### WHAT IS REQUIRED:
Extract, exactly as written, each line from the start of the records below to the line containing "</style></head><body>", both ends included; drop the pictures.

Interface markup and scripts:
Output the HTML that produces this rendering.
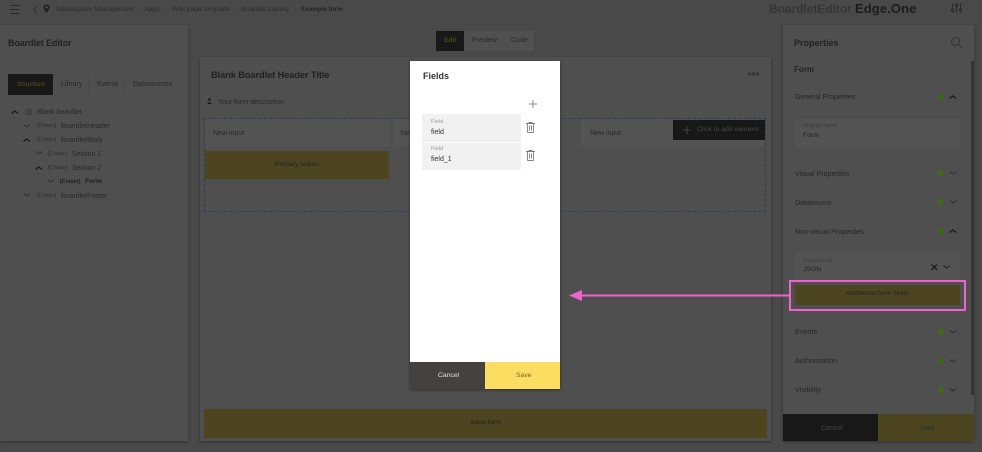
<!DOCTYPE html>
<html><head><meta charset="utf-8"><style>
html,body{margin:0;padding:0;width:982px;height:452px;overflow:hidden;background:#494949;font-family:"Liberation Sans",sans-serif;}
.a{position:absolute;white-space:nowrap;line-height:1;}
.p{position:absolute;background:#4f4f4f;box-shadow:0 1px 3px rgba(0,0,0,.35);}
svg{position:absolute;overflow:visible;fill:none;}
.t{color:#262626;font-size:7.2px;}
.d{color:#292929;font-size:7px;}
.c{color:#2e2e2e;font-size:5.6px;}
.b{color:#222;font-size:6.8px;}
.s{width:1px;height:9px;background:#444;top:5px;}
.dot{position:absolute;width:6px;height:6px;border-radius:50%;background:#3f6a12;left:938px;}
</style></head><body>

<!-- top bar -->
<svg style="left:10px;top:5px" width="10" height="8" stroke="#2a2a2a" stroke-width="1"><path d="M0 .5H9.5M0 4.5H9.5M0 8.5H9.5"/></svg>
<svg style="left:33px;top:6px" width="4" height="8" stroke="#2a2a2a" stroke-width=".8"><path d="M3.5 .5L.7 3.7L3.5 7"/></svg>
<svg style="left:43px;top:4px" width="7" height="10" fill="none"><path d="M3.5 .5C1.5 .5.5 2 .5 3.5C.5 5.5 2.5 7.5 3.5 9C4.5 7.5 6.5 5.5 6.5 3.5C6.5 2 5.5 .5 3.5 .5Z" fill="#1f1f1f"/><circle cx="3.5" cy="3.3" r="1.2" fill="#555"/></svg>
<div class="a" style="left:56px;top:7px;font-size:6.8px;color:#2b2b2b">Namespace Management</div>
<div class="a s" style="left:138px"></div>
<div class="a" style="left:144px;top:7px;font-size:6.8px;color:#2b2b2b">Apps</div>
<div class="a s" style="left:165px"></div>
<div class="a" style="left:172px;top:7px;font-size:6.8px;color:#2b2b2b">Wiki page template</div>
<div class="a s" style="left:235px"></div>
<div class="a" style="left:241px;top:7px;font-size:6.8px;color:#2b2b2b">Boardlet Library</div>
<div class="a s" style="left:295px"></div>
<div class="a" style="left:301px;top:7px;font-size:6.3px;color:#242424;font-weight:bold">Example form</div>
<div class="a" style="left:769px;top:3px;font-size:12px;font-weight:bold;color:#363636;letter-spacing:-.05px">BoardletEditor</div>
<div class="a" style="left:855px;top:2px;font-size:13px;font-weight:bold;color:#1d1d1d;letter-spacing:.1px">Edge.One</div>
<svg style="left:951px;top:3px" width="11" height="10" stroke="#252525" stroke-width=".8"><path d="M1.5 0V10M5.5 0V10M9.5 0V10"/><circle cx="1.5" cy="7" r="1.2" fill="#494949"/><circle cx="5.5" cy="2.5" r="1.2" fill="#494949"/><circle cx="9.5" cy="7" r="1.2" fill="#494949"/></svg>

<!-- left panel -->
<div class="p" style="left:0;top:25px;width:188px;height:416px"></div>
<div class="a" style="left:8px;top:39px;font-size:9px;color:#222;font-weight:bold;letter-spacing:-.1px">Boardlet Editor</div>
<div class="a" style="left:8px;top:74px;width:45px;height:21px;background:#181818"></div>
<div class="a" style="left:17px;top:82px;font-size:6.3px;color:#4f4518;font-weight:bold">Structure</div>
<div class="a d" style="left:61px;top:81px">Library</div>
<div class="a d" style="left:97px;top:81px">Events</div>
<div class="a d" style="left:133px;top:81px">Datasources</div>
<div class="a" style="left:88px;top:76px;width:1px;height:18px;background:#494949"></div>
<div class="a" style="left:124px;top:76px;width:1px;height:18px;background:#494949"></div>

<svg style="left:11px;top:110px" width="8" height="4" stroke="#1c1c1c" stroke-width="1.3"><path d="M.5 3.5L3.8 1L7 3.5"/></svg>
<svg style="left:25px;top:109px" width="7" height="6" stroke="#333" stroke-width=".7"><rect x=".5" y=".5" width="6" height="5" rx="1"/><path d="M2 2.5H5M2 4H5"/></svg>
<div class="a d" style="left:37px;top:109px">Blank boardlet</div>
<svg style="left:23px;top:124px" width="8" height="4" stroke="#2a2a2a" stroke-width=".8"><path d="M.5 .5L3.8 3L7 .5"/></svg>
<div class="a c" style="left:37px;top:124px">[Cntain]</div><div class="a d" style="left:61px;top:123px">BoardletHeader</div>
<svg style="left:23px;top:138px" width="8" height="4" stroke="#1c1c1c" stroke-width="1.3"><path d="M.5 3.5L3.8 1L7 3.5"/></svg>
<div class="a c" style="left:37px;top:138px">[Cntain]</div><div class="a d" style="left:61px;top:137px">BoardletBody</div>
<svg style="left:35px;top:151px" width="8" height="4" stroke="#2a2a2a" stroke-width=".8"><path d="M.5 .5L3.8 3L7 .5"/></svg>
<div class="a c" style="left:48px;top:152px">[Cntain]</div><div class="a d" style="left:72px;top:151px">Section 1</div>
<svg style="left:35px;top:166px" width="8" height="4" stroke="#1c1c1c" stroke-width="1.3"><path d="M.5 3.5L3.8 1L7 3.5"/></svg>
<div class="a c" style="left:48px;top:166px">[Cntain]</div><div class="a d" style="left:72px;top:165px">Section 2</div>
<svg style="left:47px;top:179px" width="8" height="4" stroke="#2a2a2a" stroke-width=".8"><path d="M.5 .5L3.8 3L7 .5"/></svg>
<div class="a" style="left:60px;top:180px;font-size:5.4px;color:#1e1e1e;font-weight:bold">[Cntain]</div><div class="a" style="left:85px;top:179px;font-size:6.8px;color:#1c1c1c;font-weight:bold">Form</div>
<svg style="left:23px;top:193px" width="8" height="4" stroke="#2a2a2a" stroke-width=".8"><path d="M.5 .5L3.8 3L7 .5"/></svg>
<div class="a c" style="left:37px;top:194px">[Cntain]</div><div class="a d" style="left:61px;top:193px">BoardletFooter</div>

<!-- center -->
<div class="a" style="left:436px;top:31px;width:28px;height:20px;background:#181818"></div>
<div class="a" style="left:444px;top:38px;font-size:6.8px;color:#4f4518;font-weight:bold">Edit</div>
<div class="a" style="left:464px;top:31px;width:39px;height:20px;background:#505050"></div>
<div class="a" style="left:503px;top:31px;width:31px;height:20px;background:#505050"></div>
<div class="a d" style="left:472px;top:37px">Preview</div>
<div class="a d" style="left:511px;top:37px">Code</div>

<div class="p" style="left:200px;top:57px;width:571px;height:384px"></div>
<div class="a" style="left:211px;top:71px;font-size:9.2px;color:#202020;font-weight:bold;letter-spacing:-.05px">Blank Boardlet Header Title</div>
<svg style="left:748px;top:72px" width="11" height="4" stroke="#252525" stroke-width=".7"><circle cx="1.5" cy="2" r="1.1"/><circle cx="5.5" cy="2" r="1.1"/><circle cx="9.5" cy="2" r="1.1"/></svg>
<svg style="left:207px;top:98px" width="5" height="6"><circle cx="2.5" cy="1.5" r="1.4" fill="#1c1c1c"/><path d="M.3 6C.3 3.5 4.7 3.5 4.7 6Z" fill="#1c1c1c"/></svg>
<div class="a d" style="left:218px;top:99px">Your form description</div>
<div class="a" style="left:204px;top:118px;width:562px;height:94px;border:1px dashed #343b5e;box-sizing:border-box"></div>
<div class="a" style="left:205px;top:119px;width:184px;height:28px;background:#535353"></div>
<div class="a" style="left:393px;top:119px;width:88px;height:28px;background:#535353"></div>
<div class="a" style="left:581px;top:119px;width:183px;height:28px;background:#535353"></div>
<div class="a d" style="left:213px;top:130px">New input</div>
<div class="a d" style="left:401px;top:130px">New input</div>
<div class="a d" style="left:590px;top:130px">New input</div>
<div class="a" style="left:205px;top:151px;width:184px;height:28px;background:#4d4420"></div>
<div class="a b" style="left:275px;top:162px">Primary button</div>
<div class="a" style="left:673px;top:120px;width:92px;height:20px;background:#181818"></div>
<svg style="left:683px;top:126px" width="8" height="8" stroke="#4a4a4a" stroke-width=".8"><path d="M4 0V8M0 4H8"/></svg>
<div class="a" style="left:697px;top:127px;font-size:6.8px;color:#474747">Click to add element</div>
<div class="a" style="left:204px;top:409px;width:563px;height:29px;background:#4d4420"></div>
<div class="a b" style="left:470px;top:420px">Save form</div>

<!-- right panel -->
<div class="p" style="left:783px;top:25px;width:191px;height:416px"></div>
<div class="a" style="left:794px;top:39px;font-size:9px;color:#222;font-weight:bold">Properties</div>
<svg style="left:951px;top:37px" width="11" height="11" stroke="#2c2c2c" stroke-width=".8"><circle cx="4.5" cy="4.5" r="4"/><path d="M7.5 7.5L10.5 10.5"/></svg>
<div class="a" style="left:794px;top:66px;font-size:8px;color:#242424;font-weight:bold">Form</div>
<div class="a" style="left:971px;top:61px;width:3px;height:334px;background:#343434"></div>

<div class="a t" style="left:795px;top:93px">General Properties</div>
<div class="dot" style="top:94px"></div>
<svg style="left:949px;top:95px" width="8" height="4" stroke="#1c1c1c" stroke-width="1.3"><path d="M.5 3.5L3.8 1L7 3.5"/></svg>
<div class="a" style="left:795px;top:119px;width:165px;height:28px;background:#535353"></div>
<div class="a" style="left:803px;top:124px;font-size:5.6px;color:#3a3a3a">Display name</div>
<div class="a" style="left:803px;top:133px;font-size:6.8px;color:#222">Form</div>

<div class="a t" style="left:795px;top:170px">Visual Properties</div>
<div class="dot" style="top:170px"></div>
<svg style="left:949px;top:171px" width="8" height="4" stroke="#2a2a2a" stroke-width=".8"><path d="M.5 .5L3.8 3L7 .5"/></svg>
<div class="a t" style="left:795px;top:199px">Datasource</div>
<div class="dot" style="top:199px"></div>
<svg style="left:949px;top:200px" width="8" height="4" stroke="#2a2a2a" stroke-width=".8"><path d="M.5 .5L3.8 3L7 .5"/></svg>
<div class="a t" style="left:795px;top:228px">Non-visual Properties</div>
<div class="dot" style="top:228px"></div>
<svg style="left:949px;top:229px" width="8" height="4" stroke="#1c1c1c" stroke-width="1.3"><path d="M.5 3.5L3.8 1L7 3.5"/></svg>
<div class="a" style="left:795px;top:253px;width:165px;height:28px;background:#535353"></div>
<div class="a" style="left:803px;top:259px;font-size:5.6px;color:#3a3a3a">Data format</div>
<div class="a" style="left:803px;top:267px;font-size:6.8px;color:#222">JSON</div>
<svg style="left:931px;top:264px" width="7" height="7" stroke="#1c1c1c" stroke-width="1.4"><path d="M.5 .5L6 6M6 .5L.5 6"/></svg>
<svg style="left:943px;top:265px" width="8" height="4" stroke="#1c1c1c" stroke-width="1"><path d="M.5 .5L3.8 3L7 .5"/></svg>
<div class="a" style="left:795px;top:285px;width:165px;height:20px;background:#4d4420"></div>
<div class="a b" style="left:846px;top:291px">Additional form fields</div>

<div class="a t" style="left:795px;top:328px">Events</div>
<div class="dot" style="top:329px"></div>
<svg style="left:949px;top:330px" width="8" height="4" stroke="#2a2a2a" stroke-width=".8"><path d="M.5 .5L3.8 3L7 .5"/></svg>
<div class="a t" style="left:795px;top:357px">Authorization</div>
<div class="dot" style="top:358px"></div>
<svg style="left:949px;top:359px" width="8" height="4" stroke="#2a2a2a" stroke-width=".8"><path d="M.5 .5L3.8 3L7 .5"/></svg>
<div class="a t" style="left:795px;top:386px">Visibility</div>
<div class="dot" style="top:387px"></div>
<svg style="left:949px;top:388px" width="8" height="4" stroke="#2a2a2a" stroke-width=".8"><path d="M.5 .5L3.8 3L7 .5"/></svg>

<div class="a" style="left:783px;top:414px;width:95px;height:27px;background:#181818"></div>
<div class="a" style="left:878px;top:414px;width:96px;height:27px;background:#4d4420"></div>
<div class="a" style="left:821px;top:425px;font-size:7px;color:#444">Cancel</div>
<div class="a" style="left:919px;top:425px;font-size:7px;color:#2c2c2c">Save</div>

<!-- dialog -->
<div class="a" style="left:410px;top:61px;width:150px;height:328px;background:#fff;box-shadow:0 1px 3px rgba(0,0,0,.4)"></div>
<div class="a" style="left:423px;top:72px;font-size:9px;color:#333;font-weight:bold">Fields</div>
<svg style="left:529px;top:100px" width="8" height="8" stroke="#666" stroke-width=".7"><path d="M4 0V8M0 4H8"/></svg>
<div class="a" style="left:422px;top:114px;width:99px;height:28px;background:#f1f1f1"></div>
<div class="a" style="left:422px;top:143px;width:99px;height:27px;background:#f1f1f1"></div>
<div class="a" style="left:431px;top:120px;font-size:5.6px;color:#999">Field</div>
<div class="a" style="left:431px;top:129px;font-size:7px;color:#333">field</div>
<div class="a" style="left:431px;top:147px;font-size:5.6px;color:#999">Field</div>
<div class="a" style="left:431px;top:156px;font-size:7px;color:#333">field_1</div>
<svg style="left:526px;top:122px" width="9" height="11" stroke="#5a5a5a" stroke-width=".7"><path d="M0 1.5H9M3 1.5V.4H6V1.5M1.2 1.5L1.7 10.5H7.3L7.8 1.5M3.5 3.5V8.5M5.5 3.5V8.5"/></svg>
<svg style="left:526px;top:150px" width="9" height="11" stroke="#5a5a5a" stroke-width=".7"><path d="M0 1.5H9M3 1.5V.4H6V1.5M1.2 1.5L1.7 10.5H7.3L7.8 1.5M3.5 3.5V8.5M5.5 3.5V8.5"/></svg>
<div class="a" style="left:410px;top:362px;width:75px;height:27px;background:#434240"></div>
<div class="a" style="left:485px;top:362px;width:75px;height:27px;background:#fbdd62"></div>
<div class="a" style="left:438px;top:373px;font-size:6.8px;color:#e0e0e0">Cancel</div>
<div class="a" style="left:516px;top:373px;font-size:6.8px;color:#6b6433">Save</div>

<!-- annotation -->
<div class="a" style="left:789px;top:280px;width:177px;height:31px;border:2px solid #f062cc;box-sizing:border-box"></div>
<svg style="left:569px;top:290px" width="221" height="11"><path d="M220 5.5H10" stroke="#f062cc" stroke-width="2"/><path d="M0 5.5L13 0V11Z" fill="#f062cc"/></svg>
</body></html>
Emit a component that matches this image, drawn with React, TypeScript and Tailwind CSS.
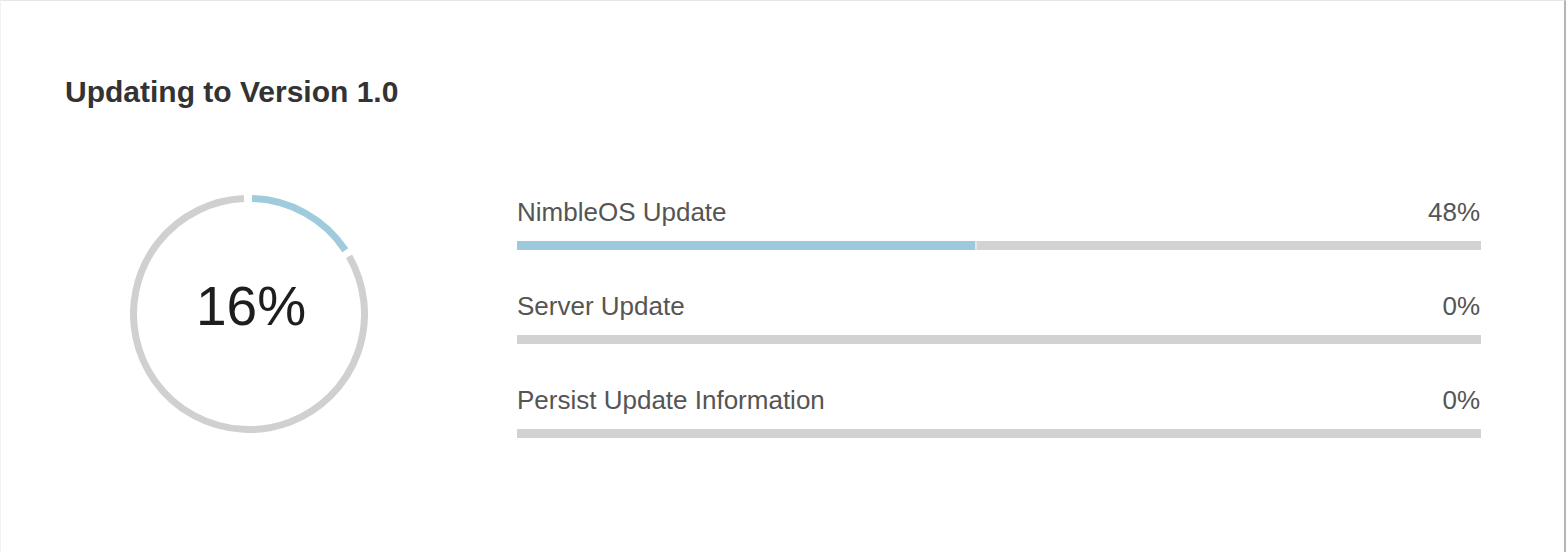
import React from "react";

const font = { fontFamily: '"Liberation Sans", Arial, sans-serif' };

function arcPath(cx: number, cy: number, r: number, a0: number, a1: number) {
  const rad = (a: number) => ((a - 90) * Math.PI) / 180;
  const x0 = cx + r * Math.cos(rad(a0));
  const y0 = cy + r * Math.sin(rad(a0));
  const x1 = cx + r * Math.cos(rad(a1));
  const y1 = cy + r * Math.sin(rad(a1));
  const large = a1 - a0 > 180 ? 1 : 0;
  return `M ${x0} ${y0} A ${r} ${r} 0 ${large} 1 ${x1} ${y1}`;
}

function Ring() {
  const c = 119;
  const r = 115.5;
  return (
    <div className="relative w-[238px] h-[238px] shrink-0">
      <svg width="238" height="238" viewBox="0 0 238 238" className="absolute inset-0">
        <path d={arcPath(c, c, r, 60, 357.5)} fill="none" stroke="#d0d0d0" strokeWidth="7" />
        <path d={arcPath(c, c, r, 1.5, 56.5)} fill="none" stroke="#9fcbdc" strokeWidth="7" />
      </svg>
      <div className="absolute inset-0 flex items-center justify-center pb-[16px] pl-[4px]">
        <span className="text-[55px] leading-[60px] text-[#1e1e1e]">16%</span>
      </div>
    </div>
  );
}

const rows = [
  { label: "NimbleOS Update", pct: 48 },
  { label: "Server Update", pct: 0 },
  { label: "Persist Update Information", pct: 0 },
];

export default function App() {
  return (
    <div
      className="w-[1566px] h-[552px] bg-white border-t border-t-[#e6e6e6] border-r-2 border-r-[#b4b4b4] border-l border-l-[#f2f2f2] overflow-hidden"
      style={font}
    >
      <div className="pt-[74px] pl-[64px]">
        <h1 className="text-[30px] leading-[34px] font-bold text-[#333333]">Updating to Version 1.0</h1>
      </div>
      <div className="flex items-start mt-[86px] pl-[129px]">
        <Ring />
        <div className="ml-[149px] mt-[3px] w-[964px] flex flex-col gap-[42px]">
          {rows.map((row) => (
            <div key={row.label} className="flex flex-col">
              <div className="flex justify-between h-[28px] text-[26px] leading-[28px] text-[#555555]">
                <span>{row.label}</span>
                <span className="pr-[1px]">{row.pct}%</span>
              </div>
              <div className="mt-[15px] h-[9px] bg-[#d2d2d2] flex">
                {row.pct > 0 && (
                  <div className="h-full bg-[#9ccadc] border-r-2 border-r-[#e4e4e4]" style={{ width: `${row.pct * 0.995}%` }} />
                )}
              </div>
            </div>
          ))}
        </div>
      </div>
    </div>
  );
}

### OUTPUT:
Output the HTML that produces this rendering.
<!DOCTYPE html>
<html><head><meta charset="utf-8"><style>
html,body{margin:0;padding:0;width:982px;height:452px;overflow:hidden;background:#494949;font-family:"Liberation Sans",sans-serif;}
.a{position:absolute;white-space:nowrap;line-height:1;}
.p{position:absolute;background:#4f4f4f;box-shadow:0 1px 3px rgba(0,0,0,.35);}
svg{position:absolute;overflow:visible;fill:none;}
.t{color:#262626;font-size:7.2px;}
.d{color:#292929;font-size:7px;}
.c{color:#2e2e2e;font-size:5.6px;}
.b{color:#222;font-size:6.8px;}
.s{width:1px;height:9px;background:#444;top:5px;}
.dot{position:absolute;width:6px;height:6px;border-radius:50%;background:#3f6a12;left:938px;}
</style></head><body>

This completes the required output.